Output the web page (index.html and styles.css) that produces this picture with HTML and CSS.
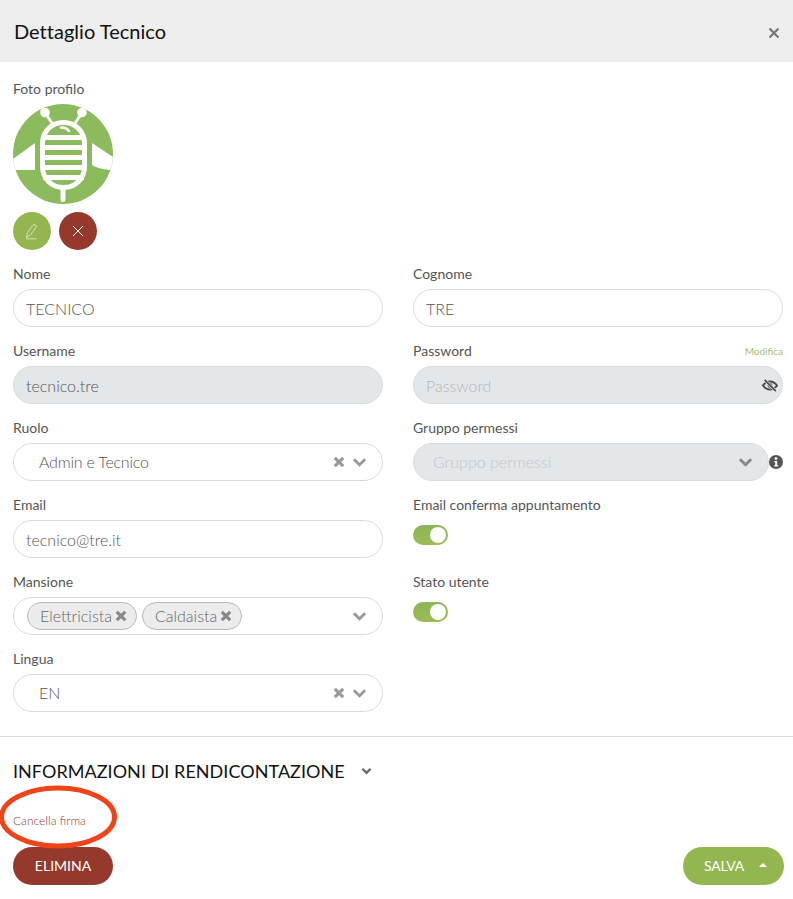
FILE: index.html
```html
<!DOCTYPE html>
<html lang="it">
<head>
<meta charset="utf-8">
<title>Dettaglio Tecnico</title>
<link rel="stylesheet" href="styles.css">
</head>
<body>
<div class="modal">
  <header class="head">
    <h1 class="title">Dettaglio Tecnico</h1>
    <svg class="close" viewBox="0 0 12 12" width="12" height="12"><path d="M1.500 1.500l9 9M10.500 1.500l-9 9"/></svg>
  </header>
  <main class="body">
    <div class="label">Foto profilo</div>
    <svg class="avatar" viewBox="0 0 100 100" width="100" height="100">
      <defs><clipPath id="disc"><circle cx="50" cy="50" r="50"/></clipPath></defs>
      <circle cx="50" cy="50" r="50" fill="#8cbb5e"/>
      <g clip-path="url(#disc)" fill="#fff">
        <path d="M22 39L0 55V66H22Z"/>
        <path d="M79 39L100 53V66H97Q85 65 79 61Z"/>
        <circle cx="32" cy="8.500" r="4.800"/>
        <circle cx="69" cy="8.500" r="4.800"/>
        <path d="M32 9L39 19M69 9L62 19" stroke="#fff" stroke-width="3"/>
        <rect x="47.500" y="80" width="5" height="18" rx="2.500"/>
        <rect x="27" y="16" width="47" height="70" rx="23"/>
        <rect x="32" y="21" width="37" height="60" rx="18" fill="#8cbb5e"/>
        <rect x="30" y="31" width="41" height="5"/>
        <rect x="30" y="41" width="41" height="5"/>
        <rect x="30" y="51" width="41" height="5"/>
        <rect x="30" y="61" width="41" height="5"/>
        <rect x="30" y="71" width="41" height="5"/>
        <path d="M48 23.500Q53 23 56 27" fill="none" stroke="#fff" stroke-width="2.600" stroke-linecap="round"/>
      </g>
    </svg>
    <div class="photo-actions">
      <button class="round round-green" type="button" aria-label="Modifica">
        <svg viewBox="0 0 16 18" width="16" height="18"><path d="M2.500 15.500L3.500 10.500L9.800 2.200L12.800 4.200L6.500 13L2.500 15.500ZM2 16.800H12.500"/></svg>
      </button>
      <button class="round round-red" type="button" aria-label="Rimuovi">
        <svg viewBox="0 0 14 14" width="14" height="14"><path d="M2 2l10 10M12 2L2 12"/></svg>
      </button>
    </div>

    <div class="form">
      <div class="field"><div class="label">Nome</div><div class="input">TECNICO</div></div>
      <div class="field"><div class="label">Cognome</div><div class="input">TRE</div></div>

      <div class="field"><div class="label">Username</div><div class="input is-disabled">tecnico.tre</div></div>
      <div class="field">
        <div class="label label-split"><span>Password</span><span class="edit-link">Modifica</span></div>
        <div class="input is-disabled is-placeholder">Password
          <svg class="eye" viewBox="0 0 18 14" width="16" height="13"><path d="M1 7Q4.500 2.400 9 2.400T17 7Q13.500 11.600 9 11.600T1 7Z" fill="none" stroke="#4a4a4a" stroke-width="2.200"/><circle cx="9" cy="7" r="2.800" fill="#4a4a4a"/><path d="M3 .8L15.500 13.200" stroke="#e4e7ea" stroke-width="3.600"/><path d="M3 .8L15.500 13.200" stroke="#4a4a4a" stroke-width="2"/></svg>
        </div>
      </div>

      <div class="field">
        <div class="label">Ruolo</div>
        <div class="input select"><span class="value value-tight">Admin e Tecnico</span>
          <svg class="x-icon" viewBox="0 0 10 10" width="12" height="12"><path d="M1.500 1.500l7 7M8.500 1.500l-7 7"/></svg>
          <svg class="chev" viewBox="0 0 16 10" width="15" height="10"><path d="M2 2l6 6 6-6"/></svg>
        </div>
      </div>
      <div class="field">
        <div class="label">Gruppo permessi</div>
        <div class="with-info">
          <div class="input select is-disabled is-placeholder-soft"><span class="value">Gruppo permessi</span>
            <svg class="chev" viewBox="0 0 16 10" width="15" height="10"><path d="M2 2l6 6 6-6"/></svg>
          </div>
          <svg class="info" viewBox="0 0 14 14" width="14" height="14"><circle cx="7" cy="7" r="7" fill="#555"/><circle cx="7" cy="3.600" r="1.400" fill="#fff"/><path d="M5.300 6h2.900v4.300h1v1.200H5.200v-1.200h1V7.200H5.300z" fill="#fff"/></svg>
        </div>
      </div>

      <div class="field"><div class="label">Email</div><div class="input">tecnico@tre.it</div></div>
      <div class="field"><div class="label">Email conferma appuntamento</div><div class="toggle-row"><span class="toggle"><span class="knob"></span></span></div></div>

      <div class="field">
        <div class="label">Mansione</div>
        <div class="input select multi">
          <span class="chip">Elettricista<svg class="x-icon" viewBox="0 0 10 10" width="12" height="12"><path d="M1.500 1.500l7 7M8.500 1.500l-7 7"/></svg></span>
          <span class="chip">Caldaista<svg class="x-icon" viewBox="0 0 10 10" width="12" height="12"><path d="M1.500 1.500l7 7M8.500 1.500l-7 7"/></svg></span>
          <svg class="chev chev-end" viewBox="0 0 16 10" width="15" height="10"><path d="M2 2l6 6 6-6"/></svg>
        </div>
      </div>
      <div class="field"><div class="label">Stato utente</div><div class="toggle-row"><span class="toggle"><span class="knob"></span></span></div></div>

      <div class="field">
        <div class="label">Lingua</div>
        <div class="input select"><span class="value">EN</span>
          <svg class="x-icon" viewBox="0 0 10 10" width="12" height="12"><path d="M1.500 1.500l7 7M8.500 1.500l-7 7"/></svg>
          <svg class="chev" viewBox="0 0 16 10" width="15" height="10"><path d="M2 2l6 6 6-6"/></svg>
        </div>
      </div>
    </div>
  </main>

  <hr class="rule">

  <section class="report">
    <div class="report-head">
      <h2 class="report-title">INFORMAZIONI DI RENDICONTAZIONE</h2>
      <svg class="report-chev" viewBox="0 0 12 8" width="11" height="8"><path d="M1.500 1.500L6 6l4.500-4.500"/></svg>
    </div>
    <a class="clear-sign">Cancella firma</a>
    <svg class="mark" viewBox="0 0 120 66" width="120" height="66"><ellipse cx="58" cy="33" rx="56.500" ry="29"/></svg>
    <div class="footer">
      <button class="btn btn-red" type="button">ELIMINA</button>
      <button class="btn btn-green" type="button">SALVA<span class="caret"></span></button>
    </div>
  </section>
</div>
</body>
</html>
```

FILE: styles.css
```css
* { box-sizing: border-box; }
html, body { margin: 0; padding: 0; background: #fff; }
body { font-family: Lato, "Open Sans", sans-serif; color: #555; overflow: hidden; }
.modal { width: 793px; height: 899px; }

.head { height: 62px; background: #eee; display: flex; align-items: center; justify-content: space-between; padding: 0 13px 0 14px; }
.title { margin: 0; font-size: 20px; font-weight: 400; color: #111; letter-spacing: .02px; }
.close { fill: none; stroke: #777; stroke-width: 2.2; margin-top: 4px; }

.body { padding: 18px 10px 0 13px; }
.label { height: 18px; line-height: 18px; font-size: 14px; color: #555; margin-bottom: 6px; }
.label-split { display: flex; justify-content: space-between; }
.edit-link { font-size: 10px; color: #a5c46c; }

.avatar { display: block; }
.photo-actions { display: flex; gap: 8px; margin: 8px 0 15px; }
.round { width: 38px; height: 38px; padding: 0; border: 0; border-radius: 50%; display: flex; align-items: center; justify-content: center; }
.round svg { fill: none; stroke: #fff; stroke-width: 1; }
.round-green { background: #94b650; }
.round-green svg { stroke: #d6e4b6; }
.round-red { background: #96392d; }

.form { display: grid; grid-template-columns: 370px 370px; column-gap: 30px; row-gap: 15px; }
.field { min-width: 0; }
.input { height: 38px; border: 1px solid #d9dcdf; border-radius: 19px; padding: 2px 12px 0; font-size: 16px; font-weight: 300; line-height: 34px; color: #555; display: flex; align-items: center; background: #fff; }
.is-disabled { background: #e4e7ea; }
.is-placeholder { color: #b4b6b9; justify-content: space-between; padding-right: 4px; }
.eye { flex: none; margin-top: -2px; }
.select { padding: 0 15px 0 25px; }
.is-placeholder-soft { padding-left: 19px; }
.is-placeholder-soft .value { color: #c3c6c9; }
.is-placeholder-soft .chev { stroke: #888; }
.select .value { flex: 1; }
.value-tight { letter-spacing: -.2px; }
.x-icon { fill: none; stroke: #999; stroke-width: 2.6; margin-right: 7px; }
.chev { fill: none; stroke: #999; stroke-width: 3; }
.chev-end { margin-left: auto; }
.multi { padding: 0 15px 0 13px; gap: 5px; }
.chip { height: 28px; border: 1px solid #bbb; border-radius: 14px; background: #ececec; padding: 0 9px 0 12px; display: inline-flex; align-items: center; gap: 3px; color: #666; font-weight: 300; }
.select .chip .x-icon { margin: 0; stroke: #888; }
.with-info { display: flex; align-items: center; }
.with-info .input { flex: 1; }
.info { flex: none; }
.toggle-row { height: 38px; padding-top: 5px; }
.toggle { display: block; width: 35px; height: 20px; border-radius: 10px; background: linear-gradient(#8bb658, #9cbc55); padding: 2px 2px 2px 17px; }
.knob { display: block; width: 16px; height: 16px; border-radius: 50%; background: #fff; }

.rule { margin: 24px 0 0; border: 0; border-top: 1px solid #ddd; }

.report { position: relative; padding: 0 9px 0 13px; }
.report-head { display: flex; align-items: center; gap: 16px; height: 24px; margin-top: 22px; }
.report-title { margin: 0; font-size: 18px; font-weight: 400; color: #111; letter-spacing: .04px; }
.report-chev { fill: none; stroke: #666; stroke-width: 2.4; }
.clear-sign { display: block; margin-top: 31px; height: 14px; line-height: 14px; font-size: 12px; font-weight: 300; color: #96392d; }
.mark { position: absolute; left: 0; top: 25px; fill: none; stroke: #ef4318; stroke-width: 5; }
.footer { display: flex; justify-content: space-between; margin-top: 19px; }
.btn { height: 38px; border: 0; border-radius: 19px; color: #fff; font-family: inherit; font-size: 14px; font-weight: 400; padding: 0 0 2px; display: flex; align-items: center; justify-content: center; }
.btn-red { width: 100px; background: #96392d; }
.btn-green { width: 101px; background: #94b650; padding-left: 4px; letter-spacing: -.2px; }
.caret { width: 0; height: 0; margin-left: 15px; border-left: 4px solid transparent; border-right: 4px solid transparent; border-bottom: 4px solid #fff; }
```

-------

> **Aim**:
Copy each line above that contains the string "styles".

> **Task answer**:
Output the web page (index.html and styles.css) that produces this picture with HTML and CSS.
<link rel="stylesheet" href="styles.css">
FILE: styles.css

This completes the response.